| Dataset excerpt |
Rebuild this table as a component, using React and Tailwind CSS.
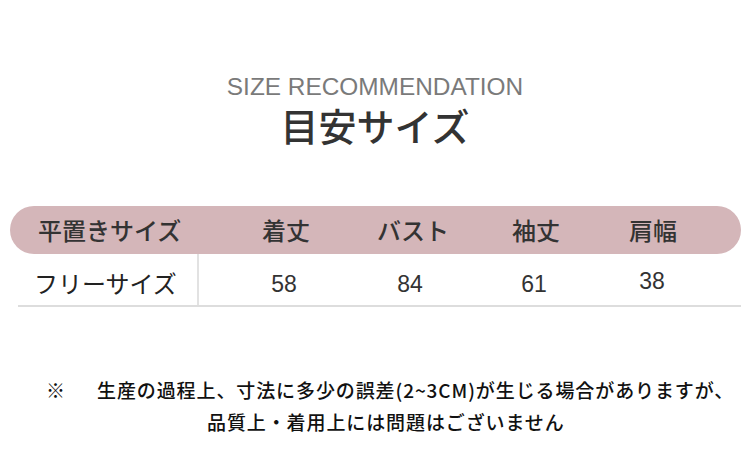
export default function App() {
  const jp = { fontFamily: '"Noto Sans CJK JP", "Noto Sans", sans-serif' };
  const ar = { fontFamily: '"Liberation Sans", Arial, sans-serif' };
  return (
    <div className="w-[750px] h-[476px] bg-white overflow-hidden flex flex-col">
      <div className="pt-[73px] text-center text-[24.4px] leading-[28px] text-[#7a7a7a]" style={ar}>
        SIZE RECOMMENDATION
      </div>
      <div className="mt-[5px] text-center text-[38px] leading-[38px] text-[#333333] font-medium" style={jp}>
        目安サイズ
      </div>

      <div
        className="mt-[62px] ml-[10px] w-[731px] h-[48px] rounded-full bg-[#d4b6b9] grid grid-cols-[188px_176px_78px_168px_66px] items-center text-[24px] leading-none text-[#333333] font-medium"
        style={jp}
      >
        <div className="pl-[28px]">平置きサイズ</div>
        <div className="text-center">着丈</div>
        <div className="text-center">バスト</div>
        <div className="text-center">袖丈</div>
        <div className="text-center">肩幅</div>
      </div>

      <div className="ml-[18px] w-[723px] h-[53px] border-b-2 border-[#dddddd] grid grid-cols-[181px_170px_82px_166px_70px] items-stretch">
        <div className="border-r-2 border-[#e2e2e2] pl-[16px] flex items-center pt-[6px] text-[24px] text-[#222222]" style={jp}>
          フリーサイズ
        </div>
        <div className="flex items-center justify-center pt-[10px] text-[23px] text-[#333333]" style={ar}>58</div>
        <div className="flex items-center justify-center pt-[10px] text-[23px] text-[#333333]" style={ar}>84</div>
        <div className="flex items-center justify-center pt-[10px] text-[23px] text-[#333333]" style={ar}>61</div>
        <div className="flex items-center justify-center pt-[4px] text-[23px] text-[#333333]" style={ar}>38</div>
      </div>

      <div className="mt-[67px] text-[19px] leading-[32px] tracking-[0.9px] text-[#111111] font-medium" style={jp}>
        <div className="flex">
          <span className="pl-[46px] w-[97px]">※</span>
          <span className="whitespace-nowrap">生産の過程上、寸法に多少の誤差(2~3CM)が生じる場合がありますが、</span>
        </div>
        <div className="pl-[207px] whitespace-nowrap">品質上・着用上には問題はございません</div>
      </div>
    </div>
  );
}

| Exercise directions |
Leave the pictures out and copy the rest of the data exactly.

| Solution to this exercise |
Rebuild this table as a component, using React and Tailwind CSS.
export default function App() {
  const jp = { fontFamily: '"Noto Sans CJK JP", "Noto Sans", sans-serif' };
  const ar = { fontFamily: '"Liberation Sans", Arial, sans-serif' };
  return (
    <div className="w-[750px] h-[476px] bg-white overflow-hidden flex flex-col">
      <div className="pt-[73px] text-center text-[24.4px] leading-[28px] text-[#7a7a7a]" style={ar}>
        SIZE RECOMMENDATION
      </div>
      <div className="mt-[5px] text-center text-[38px] leading-[38px] text-[#333333] font-medium" style={jp}>
        目安サイズ
      </div>

      <div
        className="mt-[62px] ml-[10px] w-[731px] h-[48px] rounded-full bg-[#d4b6b9] grid grid-cols-[188px_176px_78px_168px_66px] items-center text-[24px] leading-none text-[#333333] font-medium"
        style={jp}
      >
        <div className="pl-[28px]">平置きサイズ</div>
        <div className="text-center">着丈</div>
        <div className="text-center">バスト</div>
        <div className="text-center">袖丈</div>
        <div className="text-center">肩幅</div>
      </div>

      <div className="ml-[18px] w-[723px] h-[53px] border-b-2 border-[#dddddd] grid grid-cols-[181px_170px_82px_166px_70px] items-stretch">
        <div className="border-r-2 border-[#e2e2e2] pl-[16px] flex items-center pt-[6px] text-[24px] text-[#222222]" style={jp}>
          フリーサイズ
        </div>
        <div className="flex items-center justify-center pt-[10px] text-[23px] text-[#333333]" style={ar}>58</div>
        <div className="flex items-center justify-center pt-[10px] text-[23px] text-[#333333]" style={ar}>84</div>
        <div className="flex items-center justify-center pt-[10px] text-[23px] text-[#333333]" style={ar}>61</div>
        <div className="flex items-center justify-center pt-[4px] text-[23px] text-[#333333]" style={ar}>38</div>
      </div>

      <div className="mt-[67px] text-[19px] leading-[32px] tracking-[0.9px] text-[#111111] font-medium" style={jp}>
        <div className="flex">
          <span className="pl-[46px] w-[97px]">※</span>
          <span className="whitespace-nowrap">生産の過程上、寸法に多少の誤差(2~3CM)が生じる場合がありますが、</span>
        </div>
        <div className="pl-[207px] whitespace-nowrap">品質上・着用上には問題はございません</div>
      </div>
    </div>
  );
}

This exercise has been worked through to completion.